Friday, February 1, 2013
Farm animals may be the next big thing for MEMS sensors, now that international bovine-gear maker Dairymaster is hawking a stylish micro-electro-mechanical system collar for cows called the MooMonitor.
The stakes are huge, since there are over 250 million dairy cows worldwide, according to the UK's Agriculture and Horticulture Development Board, and over 1 billion each of sheep and pigs, according to the U.N. Food and Agricultural Organization. Dairymaster (Kerry, Ireland) is pioneering the use of MEMS sensors with cows while startups such as Anemon (Saint-Imier, Switzerland) are expanding from bovine into other livestock breeds.

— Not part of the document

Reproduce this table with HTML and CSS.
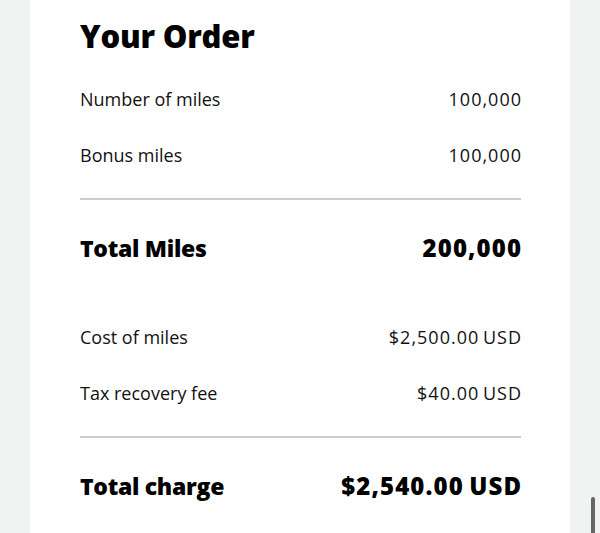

"The MEMS industry should be taking a much closer look at agriculture and its related industries," said Alissa Fitzgerald, founder of the MEMS product development company A.M. Fitzgerald & Associates LLC (Burlingame, Calif.) "Agriculture could potentially be the next big market opportunity for MEMS sensors."
Dairymaster's MooMonitor tracks a herd, monitors each cows activity, letting them in and out of automatic doors and detects when they are ovulating.
MooMonitors contain a MEMS accelerometer to monitor activity as well as RFID tags that not only track a cow's whereabouts, but lets them in-and-out to pasture and milking facilities through automatic doors keyed to their collars. However, the big money saver, according to Dairymaster, is the MooMonitor's ability to interface with a smartphone app that notifies farmers when a cow is ovulating.
According to Dairymaster, ovulation happens at night the majority of the time, often not giving farmers enough time to get a bull to the scene for calf making. By monitoring the restlessness and temperature of cows at night, the app can notify farmers 24/7 as to which cow needs a bull tonight, potentially saving the U.S. dairy industry alone more than $300 million a year.